(Instructions to follow)
Look through the material below for "with". Copy every line that contains it.

Extracted records
* * * * * * * * *

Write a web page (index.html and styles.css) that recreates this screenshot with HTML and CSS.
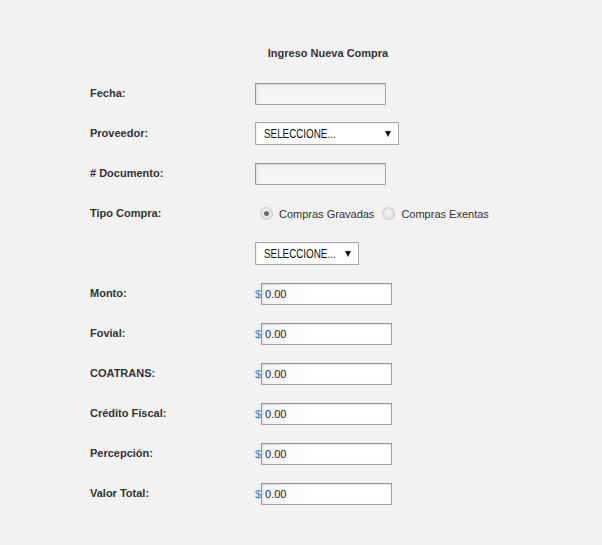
FILE: index.html
```html
<!DOCTYPE html>
<html lang="es">
<head>
<meta charset="utf-8">
<title>Ingreso Nueva Compra</title>
<link rel="stylesheet" href="styles.css">
</head>
<body>
<form class="form">
  <div class="title">Ingreso Nueva Compra</div>

  <div class="row">
    <label class="lbl">Fecha:</label>
    <div class="field"><input class="txt" type="text"></div>
  </div>

  <div class="row">
    <label class="lbl">Proveedor:</label>
    <div class="field">
      <div class="sel sel-wide"><span class="sel-text">SELECCIONE...</span><span class="arrow"></span></div>
    </div>
  </div>

  <div class="row">
    <label class="lbl"># Documento:</label>
    <div class="field"><input class="txt" type="text"></div>
  </div>

  <div class="row">
    <label class="lbl">Tipo Compra:</label>
    <div class="field radios">
      <span class="radio checked"></span><span class="rlabel">Compras Gravadas</span>
      <span class="radio"></span><span class="rlabel">Compras Exentas</span>
    </div>
  </div>

  <div class="row">
    <span class="lbl"></span>
    <div class="field">
      <div class="sel sel-narrow"><span class="sel-text">SELECCIONE...</span><span class="arrow"></span></div>
    </div>
  </div>

  <div class="row">
    <label class="lbl">Monto:</label>
    <div class="field money"><span class="cur">$</span><input class="txt num" type="text" value="0.00"></div>
  </div>
  <div class="row">
    <label class="lbl">Fovial:</label>
    <div class="field money"><span class="cur">$</span><input class="txt num" type="text" value="0.00"></div>
  </div>
  <div class="row">
    <label class="lbl">COATRANS:</label>
    <div class="field money"><span class="cur">$</span><input class="txt num" type="text" value="0.00"></div>
  </div>
  <div class="row">
    <label class="lbl">Crédito Fiscal:</label>
    <div class="field money"><span class="cur">$</span><input class="txt num" type="text" value="0.00"></div>
  </div>
  <div class="row">
    <label class="lbl">Percepción:</label>
    <div class="field money"><span class="cur">$</span><input class="txt num" type="text" value="0.00"></div>
  </div>
  <div class="row">
    <label class="lbl">Valor Total:</label>
    <div class="field money"><span class="cur">$</span><input class="txt num" type="text" value="0.00"></div>
  </div>
</form>
</body>
</html>
```

FILE: styles.css
```css
html, body {
  margin: 0;
  padding: 0;
  background: #f2f2f2;
}
body {
  font-family: "Liberation Sans", Arial, sans-serif;
  color: #333333;
  padding-top: 33px;
  height: 545px;
  box-sizing: border-box;
}
.form {
  margin-left: 90px;
  width: 476px;
  display: flex;
  flex-direction: column;
}
.title {
  height: 40px;
  line-height: 40px;
  text-align: center;
  font-weight: bold;
  font-size: 11px;
  color: #333;
}
.row {
  height: 40px;
  display: grid;
  grid-template-columns: 165px 1fr;
  align-items: center;
}
.lbl {
  font-weight: bold;
  font-size: 11px;
  color: #333;
}
.field {
  display: flex;
  align-items: center;
}
.txt {
  box-sizing: border-box;
  width: 131px;
  height: 22px;
  margin: 1px 0 0 0;
  border: 1px solid #a3a3a3;
  border-top-color: #8f8f8f;
  border-left-color: #999;
  background: linear-gradient(#f3f3f3, #f8f8f8);
  box-shadow: inset 1px 1px 3px rgba(0,0,0,0.10);
  font-family: "Liberation Sans", Arial, sans-serif;
  font-size: 11px;
  color: #1a1a2e;
  padding: 0 3px;
  outline: none;
}
.num {
  background: linear-gradient(90deg, #f6f6f6, #ffffff 40%);
  padding-left: 3px;
}
.sel {
  position: relative;
  box-sizing: border-box;
  height: 23px;
  border: 1px solid #a9a9a9;
  background: #ffffff;
  display: flex;
  align-items: center;
  padding-left: 8px;
  box-shadow: inset 1px 1px 2px rgba(0,0,0,0.06);
  overflow: hidden;
}
.sel-wide { width: 144px; margin-top: 1px; }
.sel-narrow { width: 104px; margin-top: 1px; }
.sel-text {
  display: inline-block;
  font-family: "Liberation Sans", Arial, sans-serif;
  font-size: 12px;
  color: #111;
  transform: scaleX(0.82);
  transform-origin: 0 50%;
  white-space: nowrap;
}
.arrow {
  position: absolute;
  right: 7px;
  top: 8px;
  width: 0;
  height: 0;
  border-left: 3.5px solid transparent;
  border-right: 3.5px solid transparent;
  border-top: 6px solid #111;
}
.radios {
  font-size: 11px;
  color: #333;
}
.radio {
  box-sizing: border-box;
  width: 13px;
  height: 13px;
  border-radius: 50%;
  border: 1px solid #c8c8c8;
  background: radial-gradient(circle at 50% 40%, #f2f2f2, #dcdcdc);
  margin: 0 6px 0 5px;
  display: inline-flex;
  align-items: center;
  justify-content: center;
}
.radio + .rlabel + .radio { margin-left: 8px; }
.radio.checked::after {
  content: "";
  width: 5px;
  height: 5px;
  border-radius: 50%;
  background: #6e6e6e;
}
.rlabel { margin-top: 2px; }
.money .cur {
  font-size: 11px;
  color: #3f7cc0;
  width: 6px;
  overflow: hidden;
  margin-top: 1px;
}
```
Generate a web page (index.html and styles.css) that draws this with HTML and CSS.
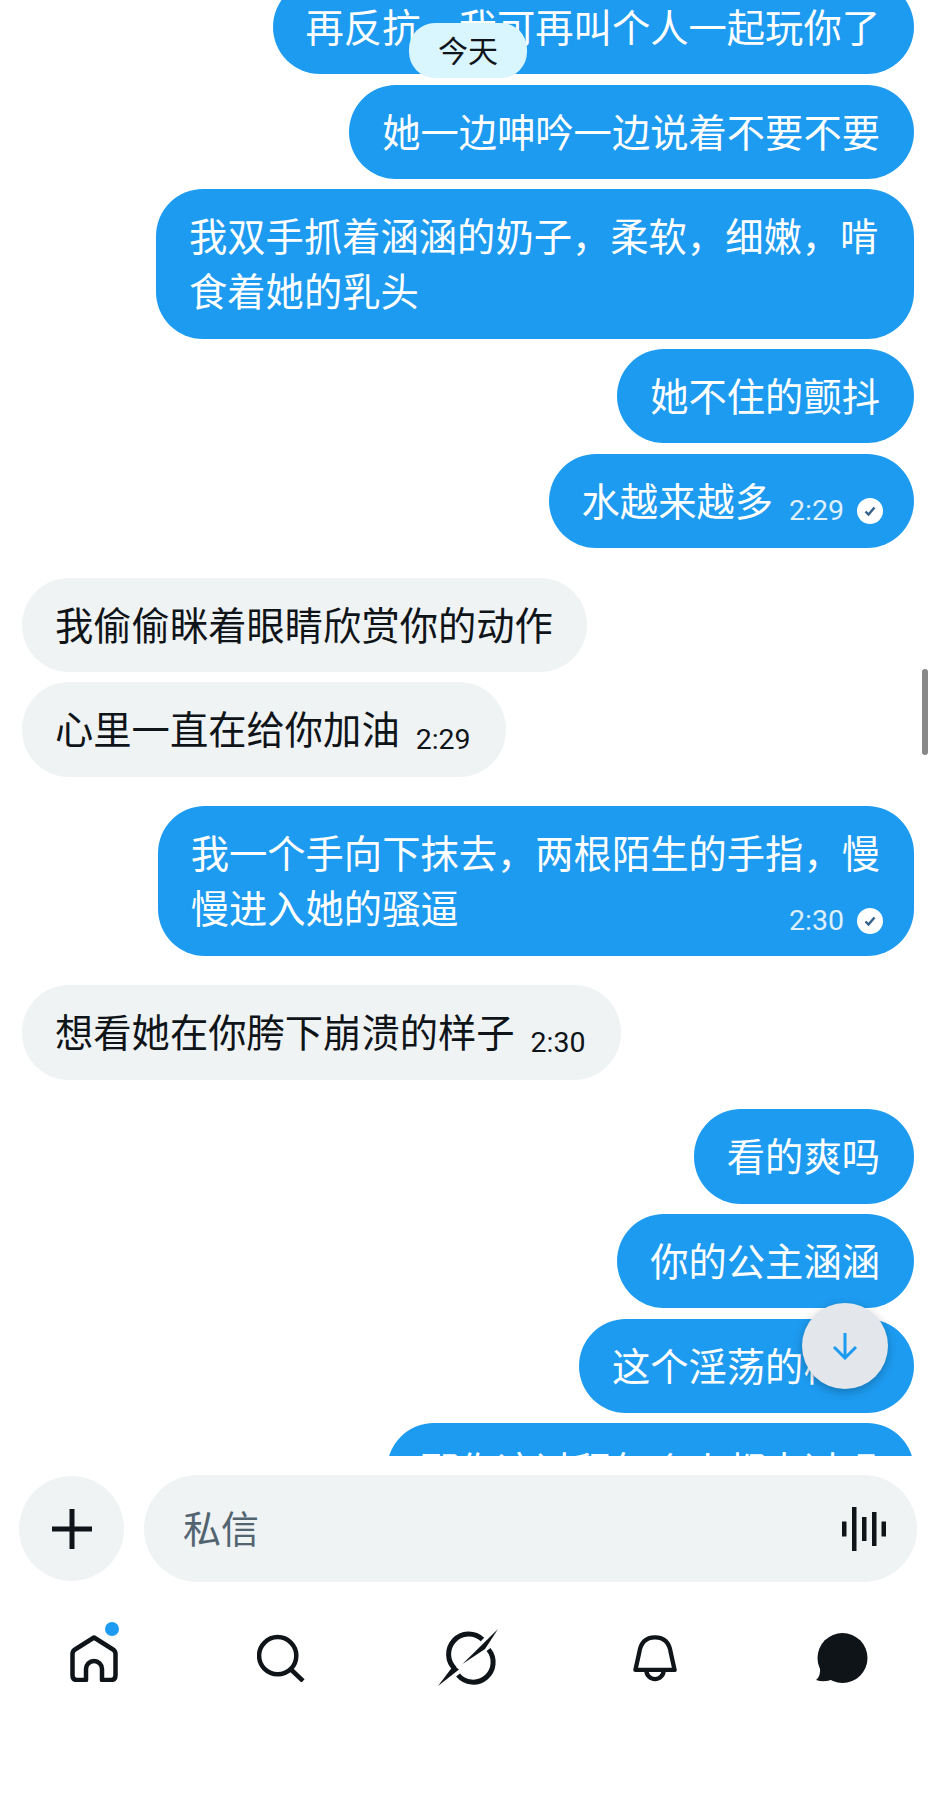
FILE: index.html
```html
<!DOCTYPE html>
<html lang="zh-CN">
<head>
    <meta charset="UTF-8">
    <meta name="viewport" content="width=device-width, initial-scale=1.0">
    <title>私信</title>
    <link rel="stylesheet" href="styles.css">
</head>
<body>

<div class="app">
    <!-- Conversation -->
    <div class="thread">
        <div class="messages">
            <div class="msg out">再反抗，我可再叫个人一起玩你了</div>
            <div class="msg out">她一边呻吟一边说着不要不要</div>
            <div class="msg out wide">我双手抓着涵涵的奶子，柔软，细嫩，啃食着她的乳头</div>
            <div class="msg out">她不住的颤抖</div>
            <div class="msg out has-meta">
                <span>水越来越多</span>
                <span class="meta"><span class="time">2:29</span>
                    <svg class="check" viewBox="0 0 26 26"><circle cx="13" cy="13" r="13" fill="#fff"/><path d="M8.5 13.5l3 3 6-7" fill="none" stroke="#33608a" stroke-width="2.4"/></svg>
                </span>
            </div>

            <div class="msg in new-group">我偷偷眯着眼睛欣赏你的动作</div>
            <div class="msg in has-meta">
                <span>心里一直在给你加油</span>
                <span class="meta"><span class="time">2:29</span></span>
            </div>

            <div class="msg out wide new-group">
                <div>我一个手向下抹去，两根陌生的手指，慢</div>
                <div class="last-line">
                    <span>慢进入她的骚逼</span>
                    <span class="meta"><span class="time">2:30</span>
                        <svg class="check" viewBox="0 0 26 26"><circle cx="13" cy="13" r="13" fill="#fff"/><path d="M8.5 13.5l3 3 6-7" fill="none" stroke="#33608a" stroke-width="2.4"/></svg>
                    </span>
                </div>
            </div>

            <div class="msg in new-group has-meta">
                <span>想看她在你胯下崩溃的样子</span>
                <span class="meta"><span class="time">2:30</span></span>
            </div>

            <div class="msg out new-group">看的爽吗</div>
            <div class="msg out">你的公主涵涵</div>
            <div class="msg out">这个淫荡的样子</div>
            <div class="msg out">那你这过程每个人都来过吗</div>
        </div>

        <div class="date-pill">今天</div>
        <div class="scrollbar"></div>
        <button class="to-bottom">
            <svg width="26" height="28" viewBox="0 0 26 28"><path d="M13 1v25M2 15l11 11 11-11" fill="none" stroke="#1d9bf0" stroke-width="3"/></svg>
        </button>
    </div>

    <!-- Message box -->
    <div class="composer">
        <button class="add">
            <svg width="40" height="40" viewBox="0 0 40 40"><path d="M20 0v40M0 20h40" stroke="#0f1419" stroke-width="5"/></svg>
        </button>
        <div class="input">
            <span class="placeholder">私信</span>
            <svg class="wave" width="44" height="44" viewBox="0 0 44 44" fill="#0f1419">
                <rect x="0" y="14.5" width="4.5" height="15"/>
                <rect x="10" y="0" width="4.5" height="44"/>
                <rect x="20" y="10" width="4.5" height="24"/>
                <rect x="30" y="5" width="4.5" height="34"/>
                <rect x="39.5" y="14.5" width="4.5" height="15"/>
            </svg>
        </div>
    </div>

    <!-- Bottom tabs -->
    <nav class="tabs">
        <div class="tab home">
            <svg width="48" height="48" viewBox="0 0 48 48"><path d="M24 3.500L43 15.500Q45.500 17 45.500 20V41Q45.500 46 41 46H32V35A8 8 0 0 0 16 35V46H7Q2.500 46 2.500 41V20Q2.500 17 5 15.500Z" fill="none" stroke="#0f1419" stroke-width="4.500" stroke-linejoin="round"/></svg>
            <span class="dot"></span>
        </div>
        <div class="tab">
            <svg width="48" height="48" viewBox="0 0 48 48"><circle cx="20.700" cy="21.700" r="18.600" fill="none" stroke="#0f1419" stroke-width="4.500"/><path d="M34.500 36L46 47" stroke="#0f1419" stroke-width="4.500"/></svg>
        </div>
        <div class="tab">
            <svg width="60" height="60" viewBox="0 0 60 60" fill="#0f1419"><path d="M44.500 11.500A18.500 18.500 0 0 0 17 41" fill="none" stroke="#0f1419" stroke-width="5"/><path d="M20 47A18.500 18.500 0 0 0 50.500 21.500" fill="none" stroke="#0f1419" stroke-width="5"/><path d="M60 1L24.500 36L47 21L49 18Z"/><path d="M0 58L21 41.500L15.500 37.500Z"/></svg>
        </div>
        <div class="tab">
            <svg width="44" height="48" viewBox="0 0 46 48"><path d="M2.500 36.500L6.500 18.500C8 8 14 2.500 23 2.500S38 8 39.500 18.500L43.500 36.500Z" fill="none" stroke="#0f1419" stroke-width="4.500" stroke-linejoin="round"/><path d="M14 37A9 9 0 0 0 32 37" fill="none" stroke="#0f1419" stroke-width="4.500"/></svg>
        </div>
        <div class="tab">
            <svg width="52" height="50" viewBox="0 0 52 50" fill="#0f1419"><circle cx="26.500" cy="25" r="25"/><path d="M4 34Q5 43 0 47Q9 50 17 46Z"/></svg>
        </div>
    </nav>
</div>

</body>
</html>
```

FILE: styles.css
```css
* {
    box-sizing: border-box;
}
body {
    margin: 0;
    background-color: #fff;
    color: #0f1419;
    font-family: "Noto Sans CJK SC", "Noto Sans", sans-serif;
}
button {
    padding: 0;
    border: none;
    font: inherit;
}
.app {
    width: 936px;
    height: 1800px;
    overflow: hidden;
}

/* conversation */
.thread {
    position: relative;
    height: 1456px;
    overflow: hidden;
}
.messages {
    display: flex;
    flex-direction: column;
    align-items: flex-start;
    margin-top: -20.2px;
    padding: 0 22px;
}
.msg {
    display: flex;
    align-items: center;
    flex: none;
    min-height: 94.5px;
    margin-top: 10.2px;
    padding: 18px 34px 21.5px 33px;
    border-radius: 47px;
    font-size: 38.3px;
    line-height: 55px;
}
.messages .msg:first-child {
    margin-top: 0;
}
.msg.new-group {
    margin-top: 29.5px;
}
.msg.out {
    align-self: flex-end;
    background-color: #1d9bf0;
    color: #fff;
}
.msg.in {
    background-color: #eff3f4;
}
.msg.in.has-meta {
    padding-right: 35px;
}
.msg.wide {
    display: block;
    max-width: 758px;
}
.msg.has-meta.out {
    padding-right: 31px;
}
.last-line {
    display: flex;
    align-items: center;
    justify-content: space-between;
    height: 55px;
    margin-right: -3px;
}
.last-line .meta {
    margin-top: 28px;
}
.meta {
    display: flex;
    align-items: center;
    gap: 13px;
    margin-top: 24px;
    margin-left: 16px;
    font-family: Roboto, sans-serif;
    font-size: 28.5px;
    line-height: 30px;
}
.out .time {
    opacity: 0.85;
}
.check {
    width: 26px;
    height: 26px;
}

/* things that float over the conversation */
.date-pill {
    position: absolute;
    top: 23px;
    left: 409px;
    width: 118px;
    height: 55px;
    padding-bottom: 3px;
    border-radius: 26px;
    background-color: #d9f5fd;
    font-size: 30px;
    line-height: 52px;
    text-align: center;
}
.scrollbar {
    position: absolute;
    top: 669px;
    left: 922px;
    width: 6px;
    height: 86px;
    border-radius: 3px;
    background-color: #888;
}
.to-bottom {
    position: absolute;
    top: 1303px;
    left: 802px;
    display: flex;
    align-items: center;
    justify-content: center;
    width: 86px;
    height: 86px;
    border-radius: 50%;
    background-color: #e3e7eb;
    box-shadow: 0 3px 10px rgba(0, 0, 0, 0.25);
}

/* message box */
.composer {
    display: flex;
    align-items: center;
    gap: 20px;
    padding: 19px 19px 0 19px;
}
.add {
    display: flex;
    align-items: center;
    justify-content: center;
    flex: none;
    width: 105px;
    height: 105px;
    border-radius: 50%;
    background-color: #eff3f4;
}
.input {
    display: flex;
    align-items: center;
    justify-content: space-between;
    flex: 1;
    height: 107px;
    padding: 0 31px 0 39px;
    border-radius: 54px;
    background-color: #eff3f4;
}
.placeholder {
    padding-bottom: 4px;
    color: #536471;
    font-size: 38px;
}

/* bottom tabs */
.tabs {
    display: grid;
    grid-template-columns: repeat(5, 1fr);
    margin-top: 46px;
}
.tab {
    position: relative;
    display: flex;
    align-items: center;
    justify-content: center;
    height: 60px;
}
.dot {
    position: absolute;
    top: -6px;
    left: 105px;
    width: 14px;
    height: 14px;
    border-radius: 50%;
    background-color: #1d9bf0;
}
```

* * * * * * * * *

(Answer to the task)
Write a web page (index.html and styles.css) that recreates this screenshot with HTML and CSS.
Generate a web page (index.html and styles.css) that draws this with HTML and CSS.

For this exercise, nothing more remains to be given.